There are several active and pending lawsuit directed at Epic Games (and other companies that have used similar dances) for the dances to be found in the battle royale game. It uses simple dances copied from an array of people, including rapper 2 Milly’s Milly Rock, Psy’s Gangnam Style dance, Snoop Dogg’s Drop it Like it’s Hot gesticulations, some kid with a backpack and The Fresh Prince of Bel Air’s Alfonso Ribeiro ‘s Carlton Dance.
Any such litigation has been dealt a serious blow. The U.S. Copyright Office has denied actor Alfonso Ribeiro copyright approval for the Carlton Dance, as made famous in The Fresh prince of Bel Air. In a thorough breakdown, the copyright office explained why the dance could not be considered a choreographic work.
“The dancer sways their hips as they step from side to side, while swinging their arms in an exaggerated manner,” states Performing Arts Registration specialist Saskia Florence. “In the second dance step, the dancer takes two steps to each side while opening and closing their legs and their arms in unison. In the final step, the dancer’s feet are still, and they lower one hand from above their head to the middle of their chest while fluttering their fingers. The combination of these three dance steps is a simple routine that is not registrable as a choreographic work.”
Ribeiro is suing both Epic Games and 2K games for use of the Carlton dance in Fortnite and NBA 2K. In a dismissal brief, 2K’s lawyer Kirkland & Ellis attorney Dale Cendali shot down Ribeiro’s claim, stating that even if the dance was copyrightable, Ribeiro would not own the copyright.

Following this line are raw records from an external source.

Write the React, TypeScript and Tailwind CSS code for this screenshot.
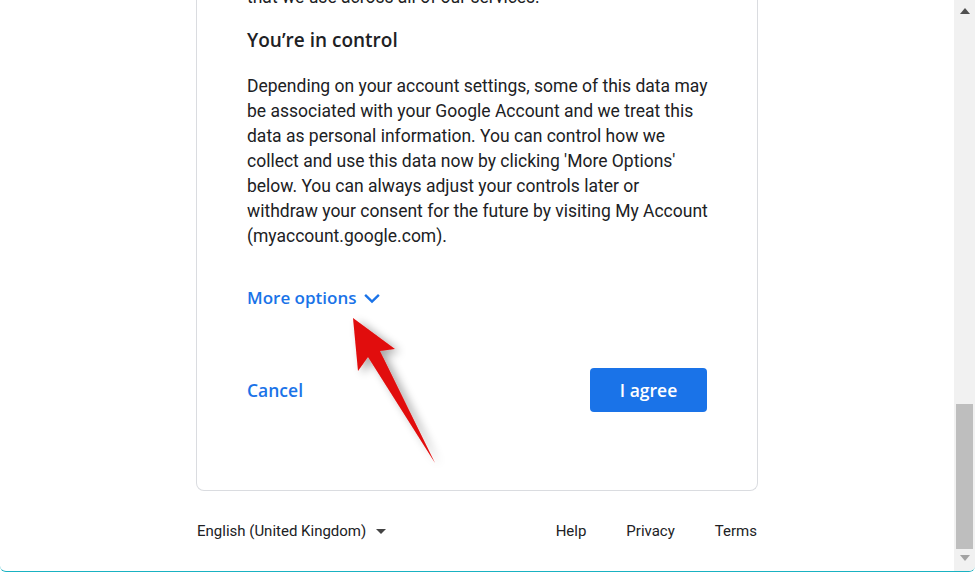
import React from "react";

const gs = { fontFamily: '"Open Sans", "Noto Sans", sans-serif' };

export default function App() {
  return (
    <div className="w-[975px] h-[572px] overflow-hidden flex bg-white border-b border-[#19b2c2] rounded-b-[6px]">
      <div className="flex-1 flex flex-col items-center overflow-hidden" style={{ fontFamily: "Roboto, sans-serif" }}>
        <div className="relative w-[562px] shrink-0 border-x border-b border-[#dadce0] rounded-b-[8px] pl-[50px] pr-[48px] pb-[78px] -mt-[15px] text-[#202124]">
          <p className="text-[17.5px] leading-[25px]">that we use across all of our services.</p>
          <h2 className="mt-[16px] text-[19px] leading-[28px] font-semibold" style={gs}>
            You’re in control
          </h2>
          <p className="mt-[20px] text-[17.5px] leading-[25px]">
            Depending on your account settings, some of this data may be associated with your Google Account and we treat this data as personal information. You can control how we collect and use this data now by clicking 'More Options' below. You can always adjust your controls later or withdraw your consent for the future by visiting My Account (myaccount.google.com).
          </p>
          <div className="mt-[37px] flex items-center h-[24px] text-[#1a73e8] font-semibold text-[17px]" style={gs}>
            <span>More options</span>
            <svg className="ml-[5px]" width="22" height="22" viewBox="0 0 24 24">
              <path d="M4.5 8.5 L12 16 L19.5 8.5" fill="none" stroke="#1a73e8" strokeWidth="2.6" />
            </svg>
          </div>
          <div className="mt-[58px] mr-[2px] flex items-center justify-between">
            <span className="text-[#1a73e8] font-semibold text-[17.5px]" style={gs}>Cancel</span>
            <div className="w-[117px] h-[44px] rounded-[4px] bg-[#1a73e8] text-white font-semibold text-[17.5px] flex items-center justify-center" style={gs}>
              I agree
            </div>
          </div>
        </div>
        <div className="w-[562px] mt-[26px] flex items-center justify-between text-[15px] text-[#202124] leading-[28px]">
          <div className="flex items-center pl-[1px]">
            <span>English (United Kingdom)</span>
            <svg className="ml-[9px]" width="12" height="12" viewBox="0 0 12 12">
              <path d="M1 4 L11 4 L6 9 Z" fill="#444" />
            </svg>
          </div>
          <div className="flex items-center gap-[40px] pr-[1px]">
            <span>Help</span>
            <span>Privacy</span>
            <span>Terms</span>
          </div>
        </div>
      </div>
      <div className="w-[21px] shrink-0 bg-[#f1f1f1] flex flex-col items-center">
        <svg className="mt-[8px]" width="10" height="6" viewBox="0 0 10 6">
          <path d="M0 6 L5 0 L10 6 Z" fill="#505050" />
        </svg>
        <div className="flex-1" />
        <div className="w-[17px] h-[145px] bg-[#bebebe]" />
        <svg className="mt-[6px] mb-[10px]" width="10" height="6" viewBox="0 0 10 6">
          <path d="M0 0 L10 0 L5 6 Z" fill="#a3a3a3" />
        </svg>
      </div>
      <svg className="absolute left-0 top-0 pointer-events-none" width="975" height="572" viewBox="0 0 975 572">
        <defs>
          <filter id="sh" x="-50%" y="-50%" width="200%" height="200%">
            <feGaussianBlur in="SourceAlpha" stdDeviation="5" />
            <feOffset dx="5" dy="3" result="b" />
            <feComponentTransfer>
              <feFuncA type="linear" slope="0.35" />
            </feComponentTransfer>
            <feMerge>
              <feMergeNode />
              <feMergeNode in="SourceGraphic" />
            </feMerge>
          </filter>
        </defs>
        <polygon
          points="353,318 395,349 380,351 435,463 368,357 358,371"
          fill="#e10a0a"
          filter="url(#sh)"
        />
      </svg>
    </div>
  );
}
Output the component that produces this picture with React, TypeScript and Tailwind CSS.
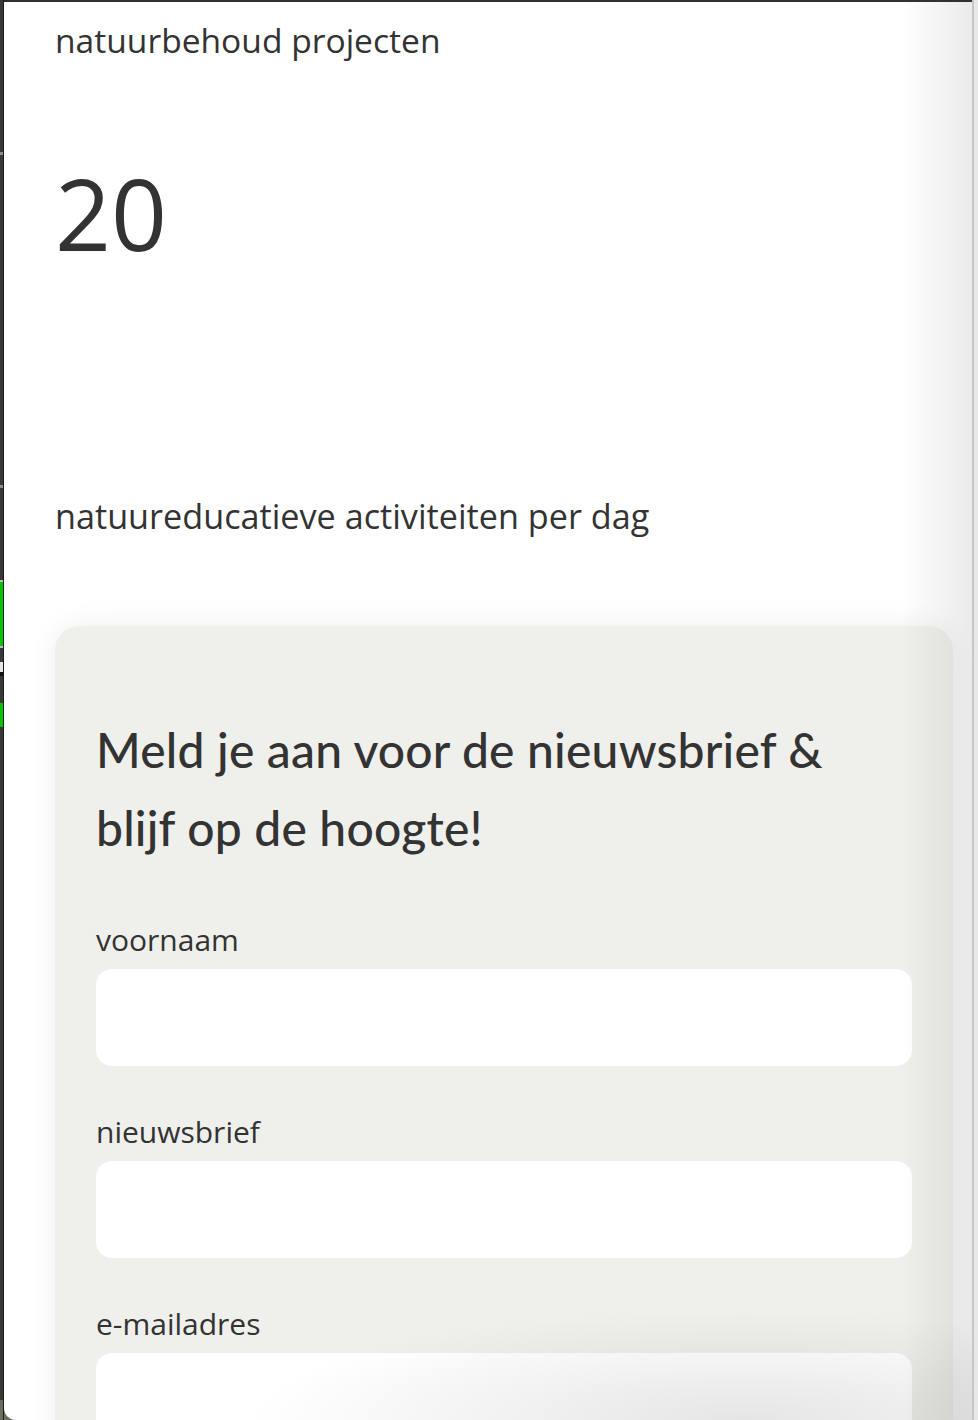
import React from 'react';

// Linker rand: stukje van het venster erachter
const RAND_SEGMENTEN = [
  { h: 'h-[152px]', kleur: 'bg-[#383838]' },
  { h: 'h-[3px]', kleur: 'bg-[#8a8a8a]' },
  { h: 'h-[330px]', kleur: 'bg-[#383838]' },
  { h: 'h-[3px]', kleur: 'bg-[#8a8a8a]' },
  { h: 'h-[92px]', kleur: 'bg-[#383838]' },
  { h: 'h-[2px]', kleur: 'bg-[#bdbdbd]' },
  { h: 'h-[64px]', kleur: 'bg-[#00c400]' },
  { h: 'h-[2px]', kleur: 'bg-[#bdbdbd]' },
  { h: 'h-[14px]', kleur: 'bg-[#383838]' },
  { h: 'h-[10px]', kleur: 'bg-[#e6e6e6]' },
  { h: 'h-[4px]', kleur: 'bg-[#111111]' },
  { h: 'h-[27px]', kleur: 'bg-[#383838]' },
  { h: 'h-[24px]', kleur: 'bg-[#00c400]' },
  { h: 'h-[673px]', kleur: 'bg-[#383838]' },
  { h: 'h-[20px]', kleur: 'bg-[#6b6e5f]' },
];

const VELDEN = ['voornaam', 'nieuwsbrief', 'e-mailadres'];

const App = () => {
  return (
    <div className="h-[1420px] w-[978px] overflow-hidden flex bg-[#6b6e5f] text-[#333333] font-['Open_Sans',sans-serif]">
      {/* Rand links */}
      <div className="w-[4px] flex flex-col border-r border-[#1c1c1c] shrink-0">
        {RAND_SEGMENTEN.map((s, i) => (
          <div key={i} className={`${s.h} ${s.kleur} shrink-0`}></div>
        ))}
      </div>

      {/* Paneel */}
      <div className="relative flex-1 bg-white border-t-2 border-[#2f3133] rounded-bl-[12px] overflow-hidden pl-[51px] pr-[19px]">
        <p className="text-[33.6px] leading-[51px] pt-[13px]">natuurbehoud projecten</p>

        <p className="text-[98px] leading-[115px] mt-[90px]">20</p>

        <p className="text-[34.2px] leading-[51px] mt-[219px]">natuureducatieve activiteiten per dag</p>

        {/* Nieuwsbrief kaart */}
        <div className="mt-[85px] bg-[#efefeb] rounded-[24px] px-[41px] pt-[85px] pb-10 shadow-[0_0_30px_rgba(0,0,0,0.07)]">
          <h2 className="font-['Lato',sans-serif] font-medium text-[48px] leading-[78px] tracking-[0.2px]">
            Meld je aan voor de nieuwsbrief &amp; blijf op de hoogte!
          </h2>

          <div className="mt-[53px] flex flex-col gap-[46px]">
            {VELDEN.map(veld => (
              <div key={veld} className="flex flex-col gap-[9px]">
                <label className="text-[30px] leading-[40px]">{veld}</label>
                <input type="text" className="h-[97px] w-full bg-white rounded-[16px] outline-none" />
              </div>
            ))}
          </div>
        </div>

        {/* Schaduw rechts en onder */}
        <div className="absolute top-0 right-0 h-full w-[70px] bg-linear-to-r from-transparent to-black/[0.08] pointer-events-none"></div>
        <div className="absolute bottom-0 left-[200px] h-[120px] w-[900px] bg-[radial-gradient(ellipse_at_60%_100%,rgba(0,0,0,0.10),transparent_65%)] pointer-events-none"></div>
      </div>

      {/* Scrollbalk */}
      <div className="w-[6px] bg-[#e8e8e8] border-l-2 border-[#c6c6c6] shrink-0"></div>
    </div>
  );
};

export default App;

“[Ribeiro] admits to creating the alleged ‘Dance’ for the Fresh Prince of Bel-Air series, but did not try to register that ‘Dance’ with the Copyright Office — presumably because he knows that he does not own the copyright,” says the brief. “The copyright notice for the episode in which it first appeared … lists solely ‘National Broadcasting Company, Inc.’ Thus, Plaintiff’s copyright claims fail as his allegation that the ‘Dance’ was created for an episode owned by NBC means that he has not plausibly alleged ownership of a valid copyright.”
Similarly, Cendali thoroughly hit back against 2 Milly in her defence of Epic.
“Plaintiff’s [Terrence ‘2 Milly’ Ferguson’s] lawsuit is fundamentally at odds with free speech principles as it attempts to impose liability, and thereby chill creative expression, by claiming rights that do not exist under law,” said Dale Cendali in Epic’s defence last week. “No one can own a dance step.
“Copyright law is clear that individual dance steps and simple dance routines are not protected by copyright, but rather are building blocks of free expression, which are in the public domain for choreographers, dancers, and the general public to use, perform, and enjoy.”
While the suits continue, the loss of any claims of copyright to simple dances has very possibly doomed any sort of legal action. I hope none of this leaves 2 Milly 2 Furious.
I’m conflicted over all of this. While I do agree that the dances themselves are too simple to be protected works, I don’t like the idea of great big companies profiting from others works (though it is, to be fair, the backbone of capitalism). Similarly, I’m not a fan of over litigation, and if every single dance or emote in every game had to be scrutinised for legality, games would just be more expensive to make and take even longer.